Shirley Jackson’s work—including “The Possibility of Evil”—is generally read against the background of American society in the decades following World War II. During this time period, America defined itself as the de facto superpower of the world and its economy reached heights never seen before. Such economic prosperity led to a new standard of living for many Americans, symbolized by “white picket fence” homes and neighborhoods. The ideal American life became living in a pristine suburban neighborhood surrounded by friends and family. Of course, this lifestyle was not truly available to everyone, and even for those who did achieve it, things were not actually perfect. In Jackson’s fiction, this idealized image of American life is often depicted but soon discarded in favor of something much more sinister.

Other Books Related to The Possibility of Evil

Shirley Jackson often wrote in the Gothic tradition, which began in England with works like The Castle of Otranto (1764) and made its way to America via the stories of Edgar Allan Poe and Nathaniel Hawthorne. Stories such as Hawthorne’s “Young Goodman Brown” (1835) and Poe’s “The Tell-Tale Heart” (1843) are classics in the American Gothic tradition.

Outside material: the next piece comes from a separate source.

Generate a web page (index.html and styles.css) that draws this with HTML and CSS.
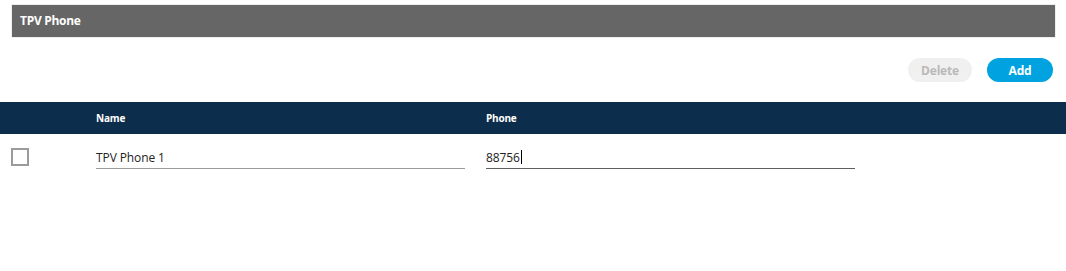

Worries about sin and perversity are a constant theme in works by Hawthorne and Poe, and this thread runs directly through to Shirley Jackson’s “The Possibility of Evil.” Other Gothic works by Jackson include “The Lottery” and “When Things Get Dark.” Like “The Possibility of Evil,” “The Lottery” is interested in critiquing a certain class of mid-century Americans who project a pristine image while concealing the darkness within themselves. Meanwhile, “Things Get Dark” is another story by Jackson where letter-writing plays a key role and evil sits just beneath the surface. The American Gothic tradition—now suffused with Jackson’s influence—continues to play out in the present day through works such as The Shining by Stephen King and them by Joyce Carol Oates.
Key Facts about The Possibility of Evil
  • Full Title: The Possibility of Evil
  • When Written: 1958
  • Where Written: North Bennington, Vermont
  • When Published: December 18, 1965
  • Literary Period: Postwar American Fiction
  • Genre: Short Story, Gothic Fiction, Domestic Horror
  • Setting: An unnamed American town in the mid-20th century
  • Climax: Don Crane ruins Miss Strangeworth’s flowers.
  • Antagonist: Miss Strangeworth
  • Point of View: Third Person

Extra Credit for The Possibility of Evil

Posthumous Award-Winner. “The Possibility of Evil” was not originally published until more than four months after Shirley Jackson’s death. Despite this, it went on to become one of her most acclaimed stories and won the Edgar Allan Poe Award for best mystery short story in 1966.

Witchcraft. Throughout her life, Shirley Jackson maintained an interest in witchcraft and filled her personal library with hundreds of books on the subject. Jackson even played up rumors that she practiced witchcraft, although her friends and biographers all agree that this was merely a publicity stunt.